The chaplain will lead recitations of "ashes to ashes, dust to dust, if the bomb don't getcha, then the fallout must." Instead of a cross or a star of David, the chaplains will sport big Zeros. There's nothing more comforting to a soldier than learning that his sacrifice is meaningless and that as soon as he's dispatched by someone on the other side who actually does believe in a god, he will become part of the great earth mother and nothing else. "We're food for worms, and we're loving it."

The nascent atheist chaplains will first have to get over the hurdle of being approved by senior religious chaplains. You know, the guys who believe in a god or two. That won't be easy, since chaplains must minister to a faith group. How do you minister to a group that goes out of its way to have no faith? In addition, in a non-sectarian way, military chaplains must be able to minister to the religious needs of those of a different religion or denomination. That's hard enough for a Protestant chaplain comforting a Catholic soldier. What's an atheist chaplain going to say? "Don't worry about it, it's all over for you after you're dead anyway." I don't think that would calm my worries about facing impending mortal death.

I'm picturing the Catholic chaplain saying to the wounded and dying Protestant soldier "Fear not but be of good faith. For Jesus said 'I am with you always." The atheist chaplain would say "Fear not, and be of no faith. For you are about to exit this world entirely alone."

Jason Torpy, President of the Military Association of Atheists and Freethinkers (I didn't make that up) told the Times: "Humanist chaplains would do everything religious chaplains do, including counsel troops and help them follow their faith." I'm leaving that statement to our readers to explain to me. I'm just too simple-minded to follow that logic. Perhaps former Captain Torpy doesn't know that there is a diametric difference between secular humanists and Christian humanists.

The former group carries "man is the measure of all things" to its logical extreme--there is no God, and you can't have faith in something that doesn't exist. Christian humanists took that phrase to mean that man is the measure of all things on earth and can only be found wanting when measured against the Lord and Father of us all. Christian humanism played a major part in the development of the Protestant Reformation as well as subsequent reform within the Catholic Church itself. But one thing remained constant--a deep belief in the divinity of Christ.
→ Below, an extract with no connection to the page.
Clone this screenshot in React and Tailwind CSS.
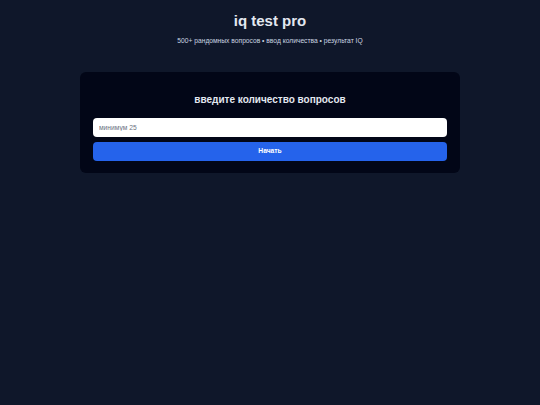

After being approached by soldiers at Ft. Bragg to appoint an atheist lay leader for the members of Military Atheists and Secular Humanists (yes, MASH), one senior chaplain replied: "You're not a faith group, you're a lack-of-faith group." The chaplains had no objection to assisting in the formation of an atheist group and appointing a leader, but balked at the idea of going so far as to admit them to the Chaplain Corps. Atheists have problems too, and I applaud the chaplains' Christian charity. But if faith in God is not part of the solution, then it doesn't belong in the religious realm. They could simply attend the local state college. No God there, I assure you.

The Times spent a lot of ink on discussing how MASH leaders feel that religious chaplains give more comfort to believers than to atheists. Well, duh. "God loves you" is a lot more comforting than an atheist singing "somebody loves me, I wonder who." Atheists have chosen not to believe in God, so they'll have to make do with being comforted by others who share their non-belief. A traditional chaplain who tells an atheist soldier that everything will be better in the next world or in heaven is very likely to get into a lot of trouble.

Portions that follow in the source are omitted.